─── Source excerpt
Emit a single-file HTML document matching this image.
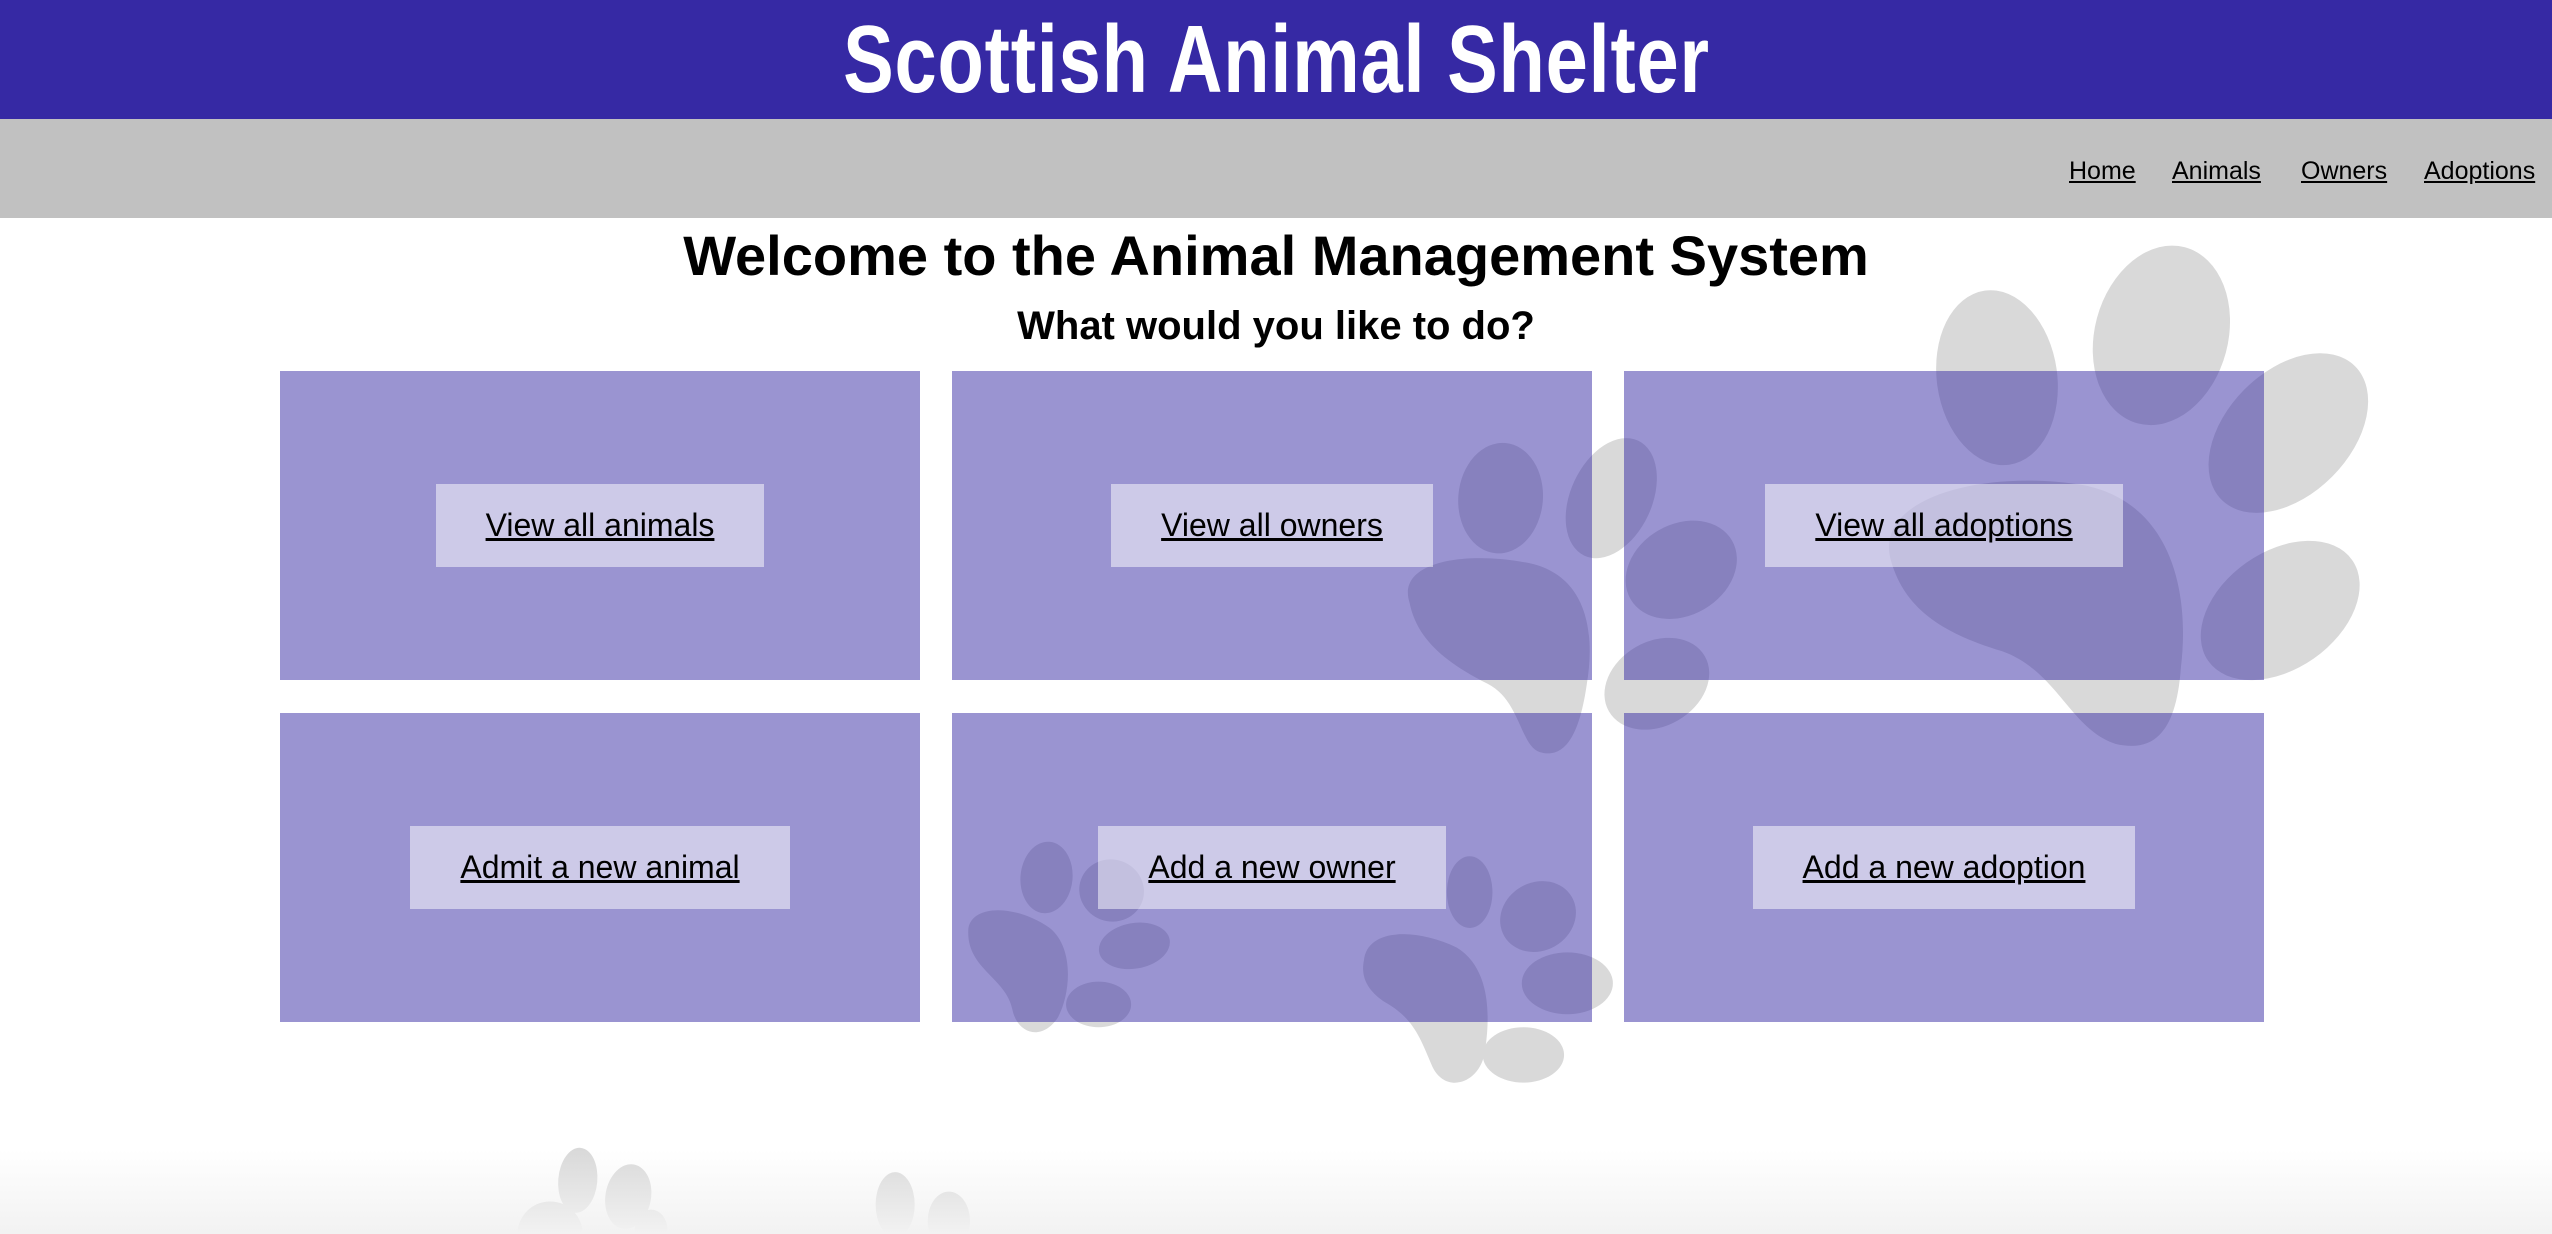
<!DOCTYPE html>
<html><head><meta charset="utf-8"><style>
html,body{margin:0;padding:0;width:2552px;height:1234px;overflow:hidden;background:#fff;font-family:"Liberation Sans",sans-serif;}
#hdr{position:absolute;left:0;top:0;width:2552px;height:119px;background:#3629a4;text-align:center;}
#hdr span{display:inline-block;color:#fff;font-weight:bold;font-size:96px;line-height:119px;transform:scaleX(0.79);letter-spacing:1px;white-space:nowrap;}
#nav{position:absolute;left:0;top:119px;width:2552px;height:99px;background:#c1c1c1;}
.nl{position:absolute;top:157px;color:#000;font-size:25px;text-decoration:underline;}
#bg{position:absolute;left:0;top:0;}
h1{position:absolute;left:0;width:2552px;top:221px;margin:0;text-align:center;font-size:56px;line-height:70px;font-weight:bold;}
h2{position:absolute;left:0;width:2552px;top:301px;margin:0;text-align:center;font-size:40px;line-height:50px;font-weight:bold;}
.card{position:absolute;width:640px;height:309px;background:rgba(54,41,164,0.5);display:flex;align-items:center;justify-content:center;}
.card a{display:block;height:83px;line-height:83px;padding:0 50px;background:rgba(255,255,255,0.5);color:#000;font-size:32px;text-decoration:underline;white-space:nowrap;}
#shade{position:absolute;left:0;top:1150px;width:2552px;height:84px;background:linear-gradient(#ffffff00,#f2f2f2);}
</style></head><body>
<svg id="bg" width="2552" height="1234" viewBox="0 0 1568 758" preserveAspectRatio="none">
<g fill="#d9d9d9">
<ellipse cx="1227" cy="232" rx="37" ry="54" transform="rotate(-8 1227 232)"/>
<ellipse cx="1328" cy="206" rx="41" ry="56" transform="rotate(15 1328 206)"/>
<ellipse cx="1406" cy="266" rx="38" ry="58" transform="rotate(45 1406 266)"/>
<ellipse cx="1401" cy="375" rx="36" ry="54" transform="rotate(55 1401 375)"/>
<path d="M1162,345 C1150,305 1220,288 1280,298 C1332,308 1346,360 1340,410 C1337,452 1322,462 1300,457 C1272,448 1264,412 1230,400 C1190,388 1170,372 1162,345 Z"/>
<ellipse cx="922" cy="306" rx="26" ry="34" transform="rotate(5 922 306)"/>
<ellipse cx="990" cy="306" rx="25" ry="39" transform="rotate(25 990 306)"/>
<ellipse cx="1033" cy="350" rx="36" ry="28" transform="rotate(-30 1033 350)"/>
<ellipse cx="1018" cy="420" rx="34" ry="26" transform="rotate(-30 1018 420)"/>
<path d="M866,370 C858,345 900,338 940,346 C976,354 980,390 975,420 C970,455 960,466 946,462 C934,458 934,430 914,420 C884,405 870,390 866,370 Z"/>
<ellipse cx="643" cy="539" rx="16" ry="22" transform="rotate(5 643 539)"/>
<ellipse cx="683" cy="547" rx="20" ry="19" transform="rotate(20 683 547)"/>
<ellipse cx="697" cy="581" rx="22" ry="14" transform="rotate(-10 697 581)"/>
<ellipse cx="675" cy="617" rx="20" ry="14"/>
<path d="M595,570 C598,555 625,556 645,570 C660,582 658,610 650,625 C640,640 625,635 622,620 C618,600 593,595 595,570 Z"/>
<ellipse cx="903" cy="548" rx="14" ry="22"/>
<ellipse cx="945" cy="563" rx="24" ry="21" transform="rotate(-30 945 563)"/>
<ellipse cx="963" cy="604" rx="28" ry="19"/>
<ellipse cx="936" cy="648" rx="25" ry="17"/>
<path d="M838,590 C840,570 870,570 895,582 C918,596 915,630 912,648 C908,666 888,672 880,655 C872,636 868,625 850,615 C840,608 836,600 838,590 Z"/>
<ellipse cx="355" cy="725" rx="12" ry="20" transform="rotate(5 355 725)"/>
<ellipse cx="386" cy="735" rx="14" ry="20" transform="rotate(10 386 735)"/>
<ellipse cx="338" cy="758" rx="20" ry="20"/>
<ellipse cx="400" cy="755" rx="10" ry="12"/>
<ellipse cx="550" cy="740" rx="12" ry="20"/>
<ellipse cx="583" cy="750" rx="13" ry="18"/>
</g></svg>
<div id="shade"></div>
<div id="hdr"><span>Scottish Animal Shelter</span></div>
<div id="nav"></div>
<a class="nl" style="left:2069px;">Home</a>
<a class="nl" style="left:2172px;">Animals</a>
<a class="nl" style="left:2301px;">Owners</a>
<a class="nl" style="left:2424px;">Adoptions</a>
<h1>Welcome to the Animal Management System</h1>
<h2>What would you like to do?</h2>
<div class="card" style="left:280px;top:371px"><a>View all animals</a></div>
<div class="card" style="left:952px;top:371px"><a>View all owners</a></div>
<div class="card" style="left:1624px;top:371px"><a>View all adoptions</a></div>
<div class="card" style="left:280px;top:713px"><a>Admit a new animal</a></div>
<div class="card" style="left:952px;top:713px"><a>Add a new owner</a></div>
<div class="card" style="left:1624px;top:713px"><a>Add a new adoption</a></div>
</body></html>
──────
• Requirements: Transcribe all the data word for word; the images stay out.

• Solution to this task:
Emit a single-file HTML document matching this image.
<!DOCTYPE html>
<html><head><meta charset="utf-8"><style>
html,body{margin:0;padding:0;width:2552px;height:1234px;overflow:hidden;background:#fff;font-family:"Liberation Sans",sans-serif;}
#hdr{position:absolute;left:0;top:0;width:2552px;height:119px;background:#3629a4;text-align:center;}
#hdr span{display:inline-block;color:#fff;font-weight:bold;font-size:96px;line-height:119px;transform:scaleX(0.79);letter-spacing:1px;white-space:nowrap;}
#nav{position:absolute;left:0;top:119px;width:2552px;height:99px;background:#c1c1c1;}
.nl{position:absolute;top:157px;color:#000;font-size:25px;text-decoration:underline;}
#bg{position:absolute;left:0;top:0;}
h1{position:absolute;left:0;width:2552px;top:221px;margin:0;text-align:center;font-size:56px;line-height:70px;font-weight:bold;}
h2{position:absolute;left:0;width:2552px;top:301px;margin:0;text-align:center;font-size:40px;line-height:50px;font-weight:bold;}
.card{position:absolute;width:640px;height:309px;background:rgba(54,41,164,0.5);display:flex;align-items:center;justify-content:center;}
.card a{display:block;height:83px;line-height:83px;padding:0 50px;background:rgba(255,255,255,0.5);color:#000;font-size:32px;text-decoration:underline;white-space:nowrap;}
#shade{position:absolute;left:0;top:1150px;width:2552px;height:84px;background:linear-gradient(#ffffff00,#f2f2f2);}
</style></head><body>
<svg id="bg" width="2552" height="1234" viewBox="0 0 1568 758" preserveAspectRatio="none">
<g fill="#d9d9d9">
<ellipse cx="1227" cy="232" rx="37" ry="54" transform="rotate(-8 1227 232)"/>
<ellipse cx="1328" cy="206" rx="41" ry="56" transform="rotate(15 1328 206)"/>
<ellipse cx="1406" cy="266" rx="38" ry="58" transform="rotate(45 1406 266)"/>
<ellipse cx="1401" cy="375" rx="36" ry="54" transform="rotate(55 1401 375)"/>
<path d="M1162,345 C1150,305 1220,288 1280,298 C1332,308 1346,360 1340,410 C1337,452 1322,462 1300,457 C1272,448 1264,412 1230,400 C1190,388 1170,372 1162,345 Z"/>
<ellipse cx="922" cy="306" rx="26" ry="34" transform="rotate(5 922 306)"/>
<ellipse cx="990" cy="306" rx="25" ry="39" transform="rotate(25 990 306)"/>
<ellipse cx="1033" cy="350" rx="36" ry="28" transform="rotate(-30 1033 350)"/>
<ellipse cx="1018" cy="420" rx="34" ry="26" transform="rotate(-30 1018 420)"/>
<path d="M866,370 C858,345 900,338 940,346 C976,354 980,390 975,420 C970,455 960,466 946,462 C934,458 934,430 914,420 C884,405 870,390 866,370 Z"/>
<ellipse cx="643" cy="539" rx="16" ry="22" transform="rotate(5 643 539)"/>
<ellipse cx="683" cy="547" rx="20" ry="19" transform="rotate(20 683 547)"/>
<ellipse cx="697" cy="581" rx="22" ry="14" transform="rotate(-10 697 581)"/>
<ellipse cx="675" cy="617" rx="20" ry="14"/>
<path d="M595,570 C598,555 625,556 645,570 C660,582 658,610 650,625 C640,640 625,635 622,620 C618,600 593,595 595,570 Z"/>
<ellipse cx="903" cy="548" rx="14" ry="22"/>
<ellipse cx="945" cy="563" rx="24" ry="21" transform="rotate(-30 945 563)"/>
<ellipse cx="963" cy="604" rx="28" ry="19"/>
<ellipse cx="936" cy="648" rx="25" ry="17"/>
<path d="M838,590 C840,570 870,570 895,582 C918,596 915,630 912,648 C908,666 888,672 880,655 C872,636 868,625 850,615 C840,608 836,600 838,590 Z"/>
<ellipse cx="355" cy="725" rx="12" ry="20" transform="rotate(5 355 725)"/>
<ellipse cx="386" cy="735" rx="14" ry="20" transform="rotate(10 386 735)"/>
<ellipse cx="338" cy="758" rx="20" ry="20"/>
<ellipse cx="400" cy="755" rx="10" ry="12"/>
<ellipse cx="550" cy="740" rx="12" ry="20"/>
<ellipse cx="583" cy="750" rx="13" ry="18"/>
</g></svg>
<div id="shade"></div>
<div id="hdr"><span>Scottish Animal Shelter</span></div>
<div id="nav"></div>
<a class="nl" style="left:2069px;">Home</a>
<a class="nl" style="left:2172px;">Animals</a>
<a class="nl" style="left:2301px;">Owners</a>
<a class="nl" style="left:2424px;">Adoptions</a>
<h1>Welcome to the Animal Management System</h1>
<h2>What would you like to do?</h2>
<div class="card" style="left:280px;top:371px"><a>View all animals</a></div>
<div class="card" style="left:952px;top:371px"><a>View all owners</a></div>
<div class="card" style="left:1624px;top:371px"><a>View all adoptions</a></div>
<div class="card" style="left:280px;top:713px"><a>Admit a new animal</a></div>
<div class="card" style="left:952px;top:713px"><a>Add a new owner</a></div>
<div class="card" style="left:1624px;top:713px"><a>Add a new adoption</a></div>
</body></html>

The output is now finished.